Extract from the listing each line in which the word "React" appears.
-- START Material supplied --
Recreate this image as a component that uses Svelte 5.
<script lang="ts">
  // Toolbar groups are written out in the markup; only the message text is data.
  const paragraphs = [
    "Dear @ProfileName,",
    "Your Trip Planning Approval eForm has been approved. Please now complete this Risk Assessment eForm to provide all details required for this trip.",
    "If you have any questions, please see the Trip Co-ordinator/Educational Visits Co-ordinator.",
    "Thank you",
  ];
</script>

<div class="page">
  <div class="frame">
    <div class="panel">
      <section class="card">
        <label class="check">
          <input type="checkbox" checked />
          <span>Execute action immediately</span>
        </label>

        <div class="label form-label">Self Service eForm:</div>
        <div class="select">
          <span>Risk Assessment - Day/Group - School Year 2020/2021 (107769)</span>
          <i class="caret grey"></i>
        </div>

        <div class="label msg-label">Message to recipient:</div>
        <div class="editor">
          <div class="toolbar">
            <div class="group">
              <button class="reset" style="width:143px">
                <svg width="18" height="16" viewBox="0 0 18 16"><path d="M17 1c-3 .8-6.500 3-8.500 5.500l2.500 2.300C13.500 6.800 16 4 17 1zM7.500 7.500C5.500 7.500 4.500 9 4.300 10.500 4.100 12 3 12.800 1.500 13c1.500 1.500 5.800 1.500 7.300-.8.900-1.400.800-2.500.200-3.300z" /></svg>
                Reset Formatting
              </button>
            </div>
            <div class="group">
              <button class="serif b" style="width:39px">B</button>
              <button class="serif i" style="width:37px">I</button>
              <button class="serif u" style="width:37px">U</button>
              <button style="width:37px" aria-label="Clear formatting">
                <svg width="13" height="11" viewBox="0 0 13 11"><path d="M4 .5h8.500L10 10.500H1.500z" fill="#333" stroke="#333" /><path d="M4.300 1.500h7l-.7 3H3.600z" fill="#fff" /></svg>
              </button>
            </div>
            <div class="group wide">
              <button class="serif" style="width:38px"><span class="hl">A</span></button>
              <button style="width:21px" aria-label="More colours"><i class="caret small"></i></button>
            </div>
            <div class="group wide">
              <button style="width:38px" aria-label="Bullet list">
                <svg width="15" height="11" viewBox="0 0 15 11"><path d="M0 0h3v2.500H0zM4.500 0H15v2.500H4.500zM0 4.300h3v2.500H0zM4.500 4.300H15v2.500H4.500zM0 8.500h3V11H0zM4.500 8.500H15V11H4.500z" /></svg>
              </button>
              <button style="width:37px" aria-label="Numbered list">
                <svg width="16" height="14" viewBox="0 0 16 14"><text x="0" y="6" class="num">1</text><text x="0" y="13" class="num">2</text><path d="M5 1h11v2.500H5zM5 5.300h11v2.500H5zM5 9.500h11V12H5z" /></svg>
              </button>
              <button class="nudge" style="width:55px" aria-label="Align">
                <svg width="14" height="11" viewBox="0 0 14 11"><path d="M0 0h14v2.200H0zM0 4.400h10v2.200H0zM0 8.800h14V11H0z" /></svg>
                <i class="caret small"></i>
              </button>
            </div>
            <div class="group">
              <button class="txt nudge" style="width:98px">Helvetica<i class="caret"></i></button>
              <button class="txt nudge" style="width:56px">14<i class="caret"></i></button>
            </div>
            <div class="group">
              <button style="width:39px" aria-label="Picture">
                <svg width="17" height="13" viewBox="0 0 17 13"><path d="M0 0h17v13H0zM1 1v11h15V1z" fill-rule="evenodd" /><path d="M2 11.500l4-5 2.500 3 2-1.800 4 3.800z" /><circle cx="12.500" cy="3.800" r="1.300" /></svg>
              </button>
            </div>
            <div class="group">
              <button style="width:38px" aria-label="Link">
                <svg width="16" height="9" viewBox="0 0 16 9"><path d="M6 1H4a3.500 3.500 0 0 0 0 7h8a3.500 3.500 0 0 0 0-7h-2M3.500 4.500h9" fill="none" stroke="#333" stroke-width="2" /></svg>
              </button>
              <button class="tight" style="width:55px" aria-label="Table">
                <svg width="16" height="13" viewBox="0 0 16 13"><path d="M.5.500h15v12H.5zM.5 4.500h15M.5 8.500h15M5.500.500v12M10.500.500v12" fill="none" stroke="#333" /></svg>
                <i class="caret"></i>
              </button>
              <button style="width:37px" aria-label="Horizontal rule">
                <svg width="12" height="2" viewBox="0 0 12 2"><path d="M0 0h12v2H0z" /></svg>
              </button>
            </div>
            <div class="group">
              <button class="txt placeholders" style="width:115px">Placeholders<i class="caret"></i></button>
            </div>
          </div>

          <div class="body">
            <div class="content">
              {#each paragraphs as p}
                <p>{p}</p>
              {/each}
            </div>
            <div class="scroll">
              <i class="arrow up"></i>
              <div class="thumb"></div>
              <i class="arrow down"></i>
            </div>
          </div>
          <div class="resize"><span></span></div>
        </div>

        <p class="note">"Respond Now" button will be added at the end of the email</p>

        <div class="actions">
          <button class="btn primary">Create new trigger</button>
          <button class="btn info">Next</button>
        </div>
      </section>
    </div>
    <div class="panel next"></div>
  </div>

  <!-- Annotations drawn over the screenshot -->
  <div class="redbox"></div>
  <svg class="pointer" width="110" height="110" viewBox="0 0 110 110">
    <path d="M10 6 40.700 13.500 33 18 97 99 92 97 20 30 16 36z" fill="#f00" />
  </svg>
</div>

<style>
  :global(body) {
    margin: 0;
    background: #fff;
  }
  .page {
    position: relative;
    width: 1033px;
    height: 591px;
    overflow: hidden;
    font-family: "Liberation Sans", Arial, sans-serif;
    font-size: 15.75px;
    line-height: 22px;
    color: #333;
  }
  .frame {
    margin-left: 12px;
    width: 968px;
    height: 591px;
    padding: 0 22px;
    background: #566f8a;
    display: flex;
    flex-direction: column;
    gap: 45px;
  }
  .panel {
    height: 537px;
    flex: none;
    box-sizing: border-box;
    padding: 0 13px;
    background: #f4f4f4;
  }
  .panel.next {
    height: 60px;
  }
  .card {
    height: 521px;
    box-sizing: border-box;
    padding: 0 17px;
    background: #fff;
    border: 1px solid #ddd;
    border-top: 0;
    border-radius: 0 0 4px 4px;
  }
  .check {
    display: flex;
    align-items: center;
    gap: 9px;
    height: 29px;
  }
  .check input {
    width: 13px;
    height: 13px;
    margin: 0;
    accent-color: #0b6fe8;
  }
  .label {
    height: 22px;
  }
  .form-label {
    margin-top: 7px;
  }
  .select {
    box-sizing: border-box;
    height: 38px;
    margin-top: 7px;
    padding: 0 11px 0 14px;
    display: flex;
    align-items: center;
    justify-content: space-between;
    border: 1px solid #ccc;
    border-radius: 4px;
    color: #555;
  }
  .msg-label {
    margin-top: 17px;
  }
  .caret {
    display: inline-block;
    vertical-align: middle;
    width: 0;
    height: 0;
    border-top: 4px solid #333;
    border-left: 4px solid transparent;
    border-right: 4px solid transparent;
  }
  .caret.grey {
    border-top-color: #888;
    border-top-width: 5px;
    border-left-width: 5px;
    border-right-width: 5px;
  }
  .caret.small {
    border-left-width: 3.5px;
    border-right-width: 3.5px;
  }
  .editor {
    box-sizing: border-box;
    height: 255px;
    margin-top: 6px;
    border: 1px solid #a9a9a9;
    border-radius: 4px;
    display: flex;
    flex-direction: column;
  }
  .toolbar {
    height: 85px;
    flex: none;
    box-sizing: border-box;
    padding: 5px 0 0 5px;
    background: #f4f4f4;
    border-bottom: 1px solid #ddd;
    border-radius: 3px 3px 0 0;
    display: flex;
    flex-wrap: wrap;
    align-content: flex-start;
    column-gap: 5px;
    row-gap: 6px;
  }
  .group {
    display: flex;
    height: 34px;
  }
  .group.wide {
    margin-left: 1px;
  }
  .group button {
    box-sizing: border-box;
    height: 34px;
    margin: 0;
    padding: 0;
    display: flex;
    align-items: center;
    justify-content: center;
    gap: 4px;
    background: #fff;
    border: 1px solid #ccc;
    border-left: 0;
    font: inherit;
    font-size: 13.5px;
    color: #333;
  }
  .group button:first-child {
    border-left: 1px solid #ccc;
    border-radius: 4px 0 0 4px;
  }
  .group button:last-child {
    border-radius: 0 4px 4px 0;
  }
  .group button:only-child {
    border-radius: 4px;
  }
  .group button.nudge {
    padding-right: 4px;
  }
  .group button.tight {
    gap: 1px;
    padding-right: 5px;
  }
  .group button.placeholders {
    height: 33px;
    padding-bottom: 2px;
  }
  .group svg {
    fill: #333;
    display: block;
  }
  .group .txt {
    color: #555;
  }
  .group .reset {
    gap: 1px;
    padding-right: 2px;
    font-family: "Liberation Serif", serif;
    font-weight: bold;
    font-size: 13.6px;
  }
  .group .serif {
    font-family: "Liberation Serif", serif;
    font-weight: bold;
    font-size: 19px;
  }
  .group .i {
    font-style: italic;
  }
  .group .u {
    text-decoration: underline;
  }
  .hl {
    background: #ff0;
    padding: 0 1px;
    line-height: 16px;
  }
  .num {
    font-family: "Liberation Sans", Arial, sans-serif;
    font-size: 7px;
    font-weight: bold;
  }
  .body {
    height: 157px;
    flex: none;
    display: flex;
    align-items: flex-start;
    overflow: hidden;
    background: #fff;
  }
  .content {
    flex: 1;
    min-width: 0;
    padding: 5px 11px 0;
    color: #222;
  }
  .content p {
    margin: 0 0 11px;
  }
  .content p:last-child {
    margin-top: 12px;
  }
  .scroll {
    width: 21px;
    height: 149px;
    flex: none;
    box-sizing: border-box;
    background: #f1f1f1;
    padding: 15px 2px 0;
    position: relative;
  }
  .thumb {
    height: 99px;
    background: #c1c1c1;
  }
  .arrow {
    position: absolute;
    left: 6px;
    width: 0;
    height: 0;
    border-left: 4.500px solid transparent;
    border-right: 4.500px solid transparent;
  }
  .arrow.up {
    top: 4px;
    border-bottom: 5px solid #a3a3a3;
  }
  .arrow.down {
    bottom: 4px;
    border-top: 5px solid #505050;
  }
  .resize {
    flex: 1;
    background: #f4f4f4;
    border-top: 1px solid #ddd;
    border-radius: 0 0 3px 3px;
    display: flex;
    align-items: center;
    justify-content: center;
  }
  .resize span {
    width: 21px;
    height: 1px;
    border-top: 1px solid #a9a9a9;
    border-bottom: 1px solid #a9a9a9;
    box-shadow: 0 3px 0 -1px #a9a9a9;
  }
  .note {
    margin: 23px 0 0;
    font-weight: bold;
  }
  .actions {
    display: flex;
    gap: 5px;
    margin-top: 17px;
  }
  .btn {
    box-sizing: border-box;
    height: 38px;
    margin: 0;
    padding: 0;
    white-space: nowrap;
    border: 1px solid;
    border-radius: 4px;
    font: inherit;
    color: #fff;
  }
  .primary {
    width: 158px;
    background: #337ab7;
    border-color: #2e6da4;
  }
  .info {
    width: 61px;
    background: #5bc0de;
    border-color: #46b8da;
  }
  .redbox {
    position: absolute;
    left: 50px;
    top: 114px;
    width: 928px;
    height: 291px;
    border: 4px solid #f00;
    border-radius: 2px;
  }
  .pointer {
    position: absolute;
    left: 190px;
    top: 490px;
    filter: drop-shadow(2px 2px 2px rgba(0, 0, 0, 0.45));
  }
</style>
-- END Material supplied --
-- START Material supplied --
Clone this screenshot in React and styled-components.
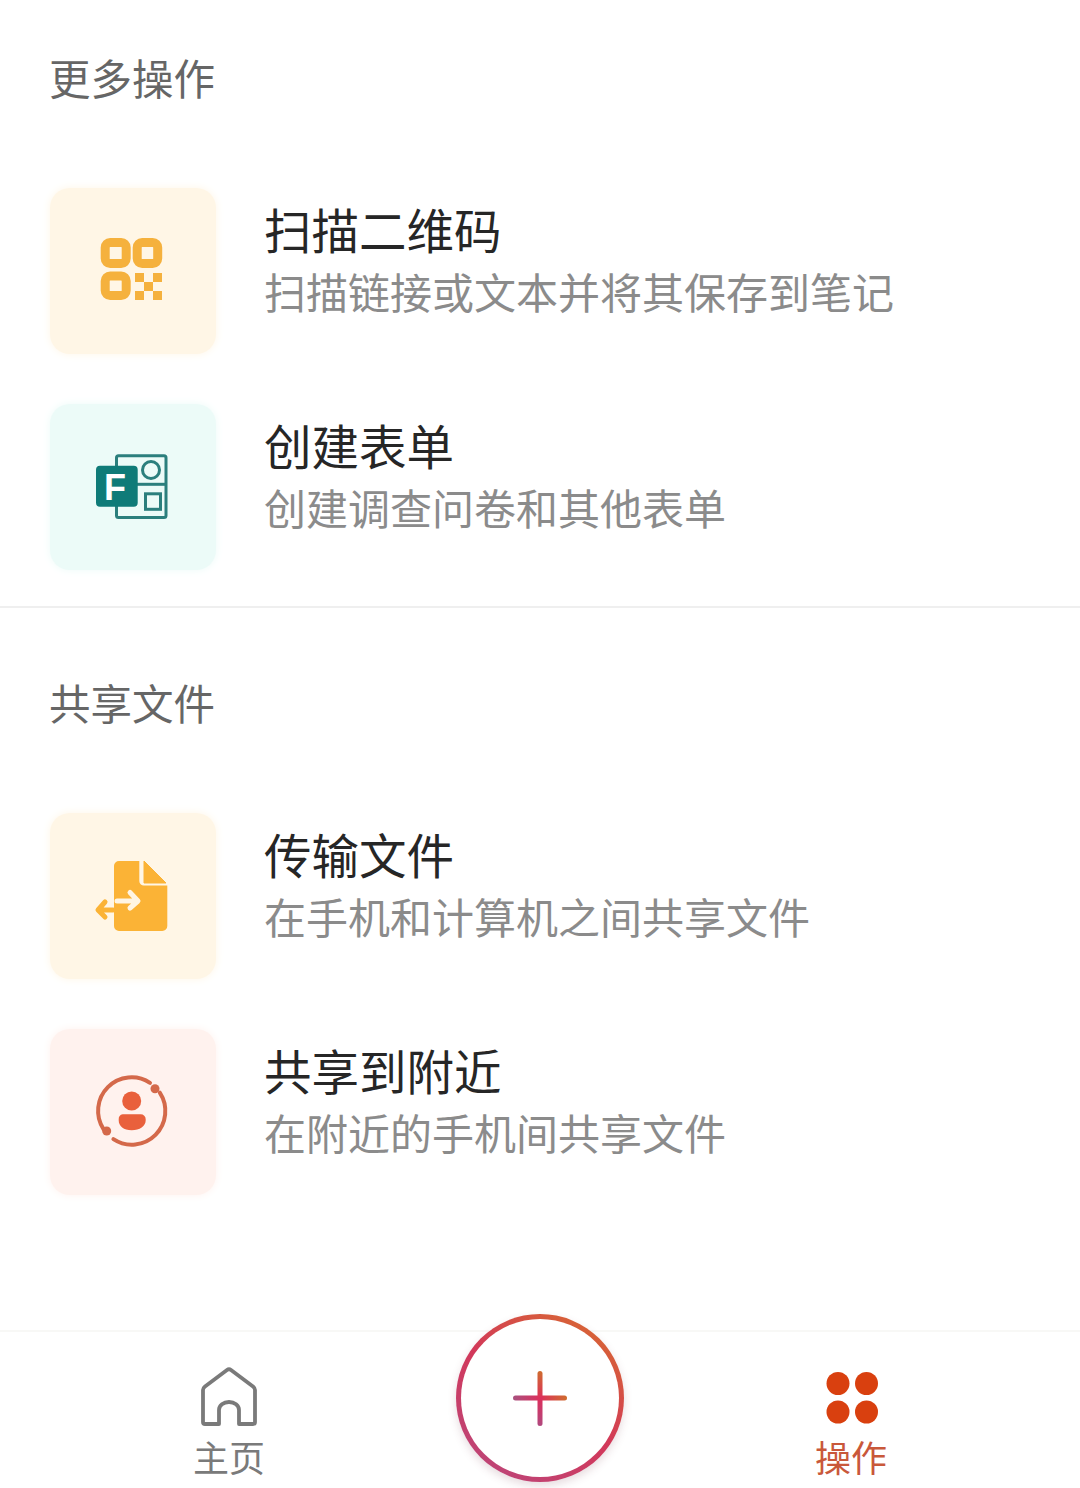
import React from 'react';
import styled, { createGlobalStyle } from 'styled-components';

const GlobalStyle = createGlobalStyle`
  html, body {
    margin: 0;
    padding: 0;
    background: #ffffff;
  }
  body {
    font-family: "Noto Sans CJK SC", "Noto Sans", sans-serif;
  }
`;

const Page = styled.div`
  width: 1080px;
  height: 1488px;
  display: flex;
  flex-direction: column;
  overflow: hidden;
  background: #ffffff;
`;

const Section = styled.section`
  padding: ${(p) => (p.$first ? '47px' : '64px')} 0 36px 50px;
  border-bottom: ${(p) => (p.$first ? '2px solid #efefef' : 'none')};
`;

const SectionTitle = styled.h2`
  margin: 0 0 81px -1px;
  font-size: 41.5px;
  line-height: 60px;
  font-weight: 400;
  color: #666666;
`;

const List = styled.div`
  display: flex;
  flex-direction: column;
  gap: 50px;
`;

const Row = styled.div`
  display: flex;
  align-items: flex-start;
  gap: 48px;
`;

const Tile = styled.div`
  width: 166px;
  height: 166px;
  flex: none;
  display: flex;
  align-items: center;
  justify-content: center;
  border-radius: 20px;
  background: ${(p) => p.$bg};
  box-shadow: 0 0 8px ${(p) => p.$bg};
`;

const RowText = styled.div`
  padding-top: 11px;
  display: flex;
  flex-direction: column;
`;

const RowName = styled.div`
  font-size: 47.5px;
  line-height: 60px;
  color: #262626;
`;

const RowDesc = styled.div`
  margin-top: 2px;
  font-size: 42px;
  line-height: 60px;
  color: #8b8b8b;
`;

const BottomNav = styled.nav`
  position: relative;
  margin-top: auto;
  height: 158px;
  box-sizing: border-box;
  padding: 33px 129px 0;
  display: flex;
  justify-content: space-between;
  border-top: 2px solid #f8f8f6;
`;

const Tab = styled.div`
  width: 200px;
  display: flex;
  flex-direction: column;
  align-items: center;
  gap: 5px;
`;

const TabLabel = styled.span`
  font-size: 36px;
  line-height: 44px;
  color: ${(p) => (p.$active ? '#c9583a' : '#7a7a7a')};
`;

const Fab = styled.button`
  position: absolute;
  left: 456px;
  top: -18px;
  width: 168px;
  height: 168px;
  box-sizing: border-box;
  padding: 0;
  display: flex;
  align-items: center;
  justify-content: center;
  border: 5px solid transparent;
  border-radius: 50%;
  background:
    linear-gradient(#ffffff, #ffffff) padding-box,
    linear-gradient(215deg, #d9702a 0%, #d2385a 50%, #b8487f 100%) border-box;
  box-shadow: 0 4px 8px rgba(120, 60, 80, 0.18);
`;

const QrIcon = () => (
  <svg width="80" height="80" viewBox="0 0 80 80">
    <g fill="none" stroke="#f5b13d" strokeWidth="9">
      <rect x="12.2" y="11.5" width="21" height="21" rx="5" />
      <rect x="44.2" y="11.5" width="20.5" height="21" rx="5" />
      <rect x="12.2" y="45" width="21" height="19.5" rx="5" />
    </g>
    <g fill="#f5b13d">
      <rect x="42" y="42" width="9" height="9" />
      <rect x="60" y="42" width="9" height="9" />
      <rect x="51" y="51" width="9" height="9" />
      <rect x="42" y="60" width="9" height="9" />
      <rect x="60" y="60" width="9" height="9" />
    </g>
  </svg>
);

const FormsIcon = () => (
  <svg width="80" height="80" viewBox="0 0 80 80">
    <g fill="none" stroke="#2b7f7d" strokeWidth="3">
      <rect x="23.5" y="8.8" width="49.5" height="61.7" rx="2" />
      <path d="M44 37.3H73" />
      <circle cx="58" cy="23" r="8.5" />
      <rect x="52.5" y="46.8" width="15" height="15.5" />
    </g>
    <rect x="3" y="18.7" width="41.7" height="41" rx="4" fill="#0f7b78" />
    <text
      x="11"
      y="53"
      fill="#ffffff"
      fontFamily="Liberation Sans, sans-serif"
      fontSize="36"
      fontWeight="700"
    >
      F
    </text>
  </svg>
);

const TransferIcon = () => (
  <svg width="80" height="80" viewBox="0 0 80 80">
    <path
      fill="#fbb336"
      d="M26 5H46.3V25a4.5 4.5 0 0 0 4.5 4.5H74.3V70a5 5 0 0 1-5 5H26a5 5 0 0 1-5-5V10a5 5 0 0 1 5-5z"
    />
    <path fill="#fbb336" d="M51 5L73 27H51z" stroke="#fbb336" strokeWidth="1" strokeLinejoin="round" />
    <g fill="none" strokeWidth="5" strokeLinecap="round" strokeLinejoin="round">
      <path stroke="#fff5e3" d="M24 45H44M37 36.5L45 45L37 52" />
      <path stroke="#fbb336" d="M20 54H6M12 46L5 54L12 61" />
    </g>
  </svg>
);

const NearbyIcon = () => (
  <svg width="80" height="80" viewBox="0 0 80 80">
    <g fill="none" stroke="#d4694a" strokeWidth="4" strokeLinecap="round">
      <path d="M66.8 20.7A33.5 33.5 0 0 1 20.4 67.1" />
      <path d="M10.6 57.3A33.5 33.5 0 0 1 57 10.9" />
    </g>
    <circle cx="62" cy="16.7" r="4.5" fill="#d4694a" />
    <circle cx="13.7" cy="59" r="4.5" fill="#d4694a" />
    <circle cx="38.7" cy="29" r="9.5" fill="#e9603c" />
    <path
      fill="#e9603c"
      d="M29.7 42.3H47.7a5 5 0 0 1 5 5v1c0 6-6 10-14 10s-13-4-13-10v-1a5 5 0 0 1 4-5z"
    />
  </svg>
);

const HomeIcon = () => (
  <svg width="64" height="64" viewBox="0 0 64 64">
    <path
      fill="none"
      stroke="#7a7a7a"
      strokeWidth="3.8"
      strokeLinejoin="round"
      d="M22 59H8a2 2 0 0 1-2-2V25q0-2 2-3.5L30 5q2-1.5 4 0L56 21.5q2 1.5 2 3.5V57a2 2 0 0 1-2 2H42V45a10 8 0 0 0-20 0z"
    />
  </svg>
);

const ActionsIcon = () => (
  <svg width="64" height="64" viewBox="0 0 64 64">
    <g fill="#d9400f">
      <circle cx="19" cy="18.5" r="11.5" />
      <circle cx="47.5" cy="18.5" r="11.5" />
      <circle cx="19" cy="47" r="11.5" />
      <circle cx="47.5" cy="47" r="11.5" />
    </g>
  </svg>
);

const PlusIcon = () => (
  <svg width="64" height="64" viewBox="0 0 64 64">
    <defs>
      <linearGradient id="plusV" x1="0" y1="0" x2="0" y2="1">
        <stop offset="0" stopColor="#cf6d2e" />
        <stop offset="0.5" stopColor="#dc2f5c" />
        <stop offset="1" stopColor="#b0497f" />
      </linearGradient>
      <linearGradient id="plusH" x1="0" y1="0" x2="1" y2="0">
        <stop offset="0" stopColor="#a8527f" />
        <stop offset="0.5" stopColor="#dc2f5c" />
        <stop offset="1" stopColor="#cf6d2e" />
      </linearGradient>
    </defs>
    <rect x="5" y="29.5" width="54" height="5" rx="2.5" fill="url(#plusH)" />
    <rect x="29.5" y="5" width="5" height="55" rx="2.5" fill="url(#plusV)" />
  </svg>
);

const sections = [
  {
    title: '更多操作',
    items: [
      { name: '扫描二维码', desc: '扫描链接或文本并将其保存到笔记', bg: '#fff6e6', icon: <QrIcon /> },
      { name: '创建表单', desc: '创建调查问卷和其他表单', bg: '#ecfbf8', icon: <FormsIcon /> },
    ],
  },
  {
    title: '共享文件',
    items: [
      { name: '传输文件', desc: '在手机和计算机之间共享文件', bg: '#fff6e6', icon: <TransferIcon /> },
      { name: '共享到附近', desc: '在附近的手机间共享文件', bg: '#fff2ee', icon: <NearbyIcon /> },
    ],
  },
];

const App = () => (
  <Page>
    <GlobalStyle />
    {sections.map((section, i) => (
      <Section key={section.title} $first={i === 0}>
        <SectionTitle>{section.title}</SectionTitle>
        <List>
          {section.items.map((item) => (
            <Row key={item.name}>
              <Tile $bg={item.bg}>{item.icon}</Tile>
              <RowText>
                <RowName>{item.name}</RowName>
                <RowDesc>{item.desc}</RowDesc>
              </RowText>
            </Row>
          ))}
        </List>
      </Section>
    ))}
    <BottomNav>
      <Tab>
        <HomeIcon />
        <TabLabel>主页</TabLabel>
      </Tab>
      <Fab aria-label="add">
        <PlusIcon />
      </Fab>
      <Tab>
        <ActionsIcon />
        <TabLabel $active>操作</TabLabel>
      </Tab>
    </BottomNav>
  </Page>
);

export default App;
-- END Material supplied --
● Solution to this problem
Clone this screenshot in React and styled-components.
import React from 'react';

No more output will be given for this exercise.